L’ex-groupe de power metal français Seyminhol opère un changement de style sur sa nouvelle galette, Ov Asylum. Le leader du groupe, Dr. Badgood alias Kevin Kazek, a pondu un concept assez poussé pour ce disque et bien que la qualité de la musique ne suive pas toujours, il nous fallait lui donner la parole. Mais au fait qu’est-ce qu’il s’est passé pour le groupe depuis la sortie de Septentrion’s Walk en 2005 ?

C’est la première fois qu’il s’écoule autant de temps (quatre ans) entre deux disques de Seyminhol. A quoi était-ce dû ?
Dr. Badgood : Il y a plusieurs raisons à ce long délai. La première, c’est une sorte de lassitude, un ras-le-bol général lié aux difficultés rencontrées en France pour réaliser un album et surtout pour le promouvoir correctement. Il s’avère que les soutiens sont rares ici et il faut vraiment aimer la musique pour continuer. La deuxième raison est d’ordre financière. Après Septentrion’s Walk nous étions vraiment à sec. C’est un disque qui a coûté pas mal d’argent et nous n’avions plus un sou pour enregistrer Ov Asylum. C’est grâce à notre ingénieur de toujours (Gilles Kauffmann du 112) et au soutien de Charles Zampol que ce putain de disque a pu voir le jour. Enfin, des problèmes internes ont ralenti la réalisation de cet opus. Son côté plus sombre, plus violent et la teneur des textes résultent donc de cet état d’esprit très particulier.

Quels enseignements avez-vous tiré des deux précédents albums et des mini CDs qui vous ont permis de rendre Ov Asylum meilleur ?
Dr. Badgood : C’est un disque plus efficace, plus direct, sans longues transitions, sans bla bla inutile. Non pas que je crache sur nos anciennes réalisations qui sont des disques de qualité, mais il fallait revenir à quelque chose de plus brut, de plus épuré, de plus simple peut-être. Le chant est le meilleur exemple de cette évolution. Je suis très fier des parties vocales sur ce disque même si certains critiques n’ont pas tout compris. Cet album correspond vraiment à un moment marquant de notre histoire.
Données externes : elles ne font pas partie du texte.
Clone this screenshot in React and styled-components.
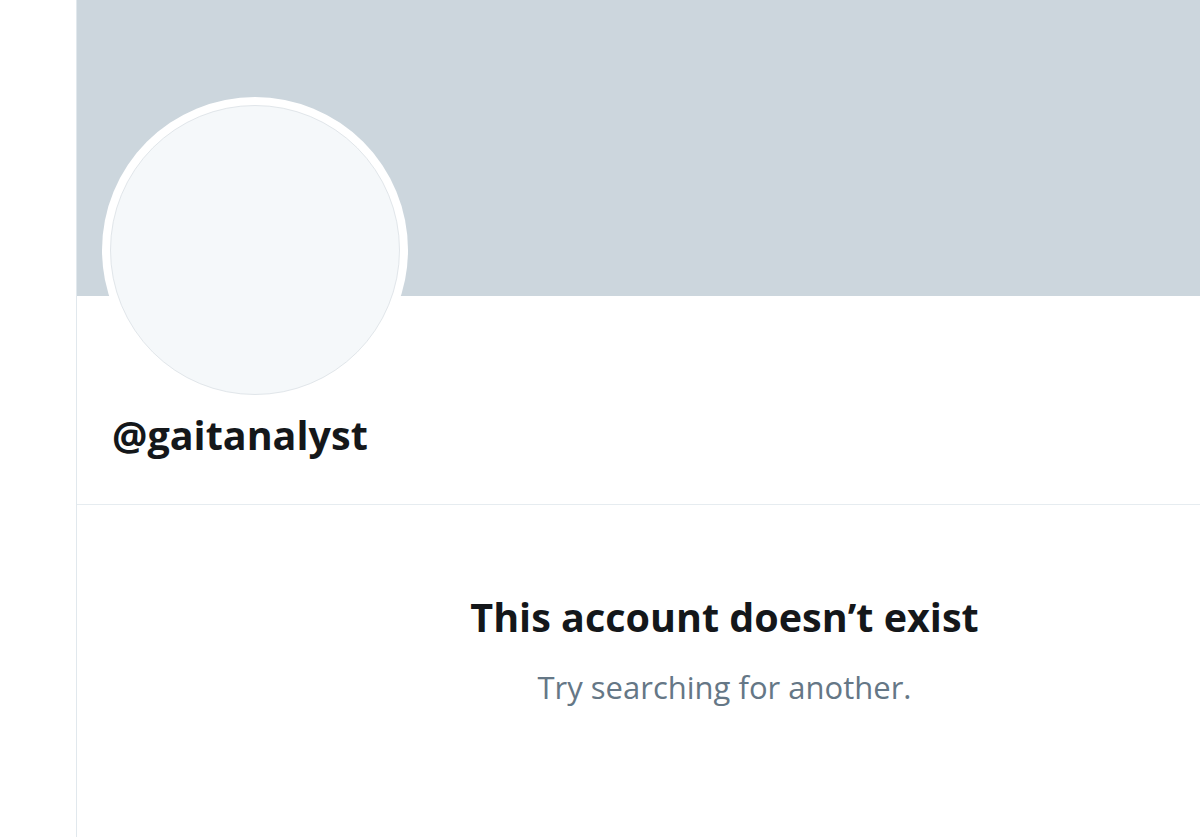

Ov Asylum marque un tournant stylistique. De plus, les membres du groupe se font maintenant appeler par des pseudos. Est-ce un nouveau départ pour Seyminhol ?
Dr. Badgood : Il fallait prendre un virage, proposer autre chose quitte à déplaire ou à choquer nos fans de la première heure. On a toujours fonctionné comme ça. Mais je tiens à dire que ces pseudos renvoient au concept développé dans Ov Asylum. Il s’agit de différents personnages qui sont cités dans les chansons. Dr Badgood est celui qui est tiraillé entre le bien et le mal, celui qui penche vers les ténèbres et qui espère retrouver la lumière. Belial (Nico) symbolise le diable. Il s’inscrit dans le contexte de plusieurs chansons ou le malin intervient : « Old Man’s Tree » et « Ecstasy In Sin ». Christ O (Christophe) c’est bien sûr le bien, la lumière, l’espérance dans le néant. Et Terrorizer (Julien) la transformation finale de l’anti-héros de Ov Asylum. Un homme perdu, brisé, embrigadé et obligé d’utiliser le terrorisme pour obtenir sa délivrance et approcher une forme d’éternité. C’est très schématisé, mais voilà en quelques mots à quoi renvoient ces surnoms.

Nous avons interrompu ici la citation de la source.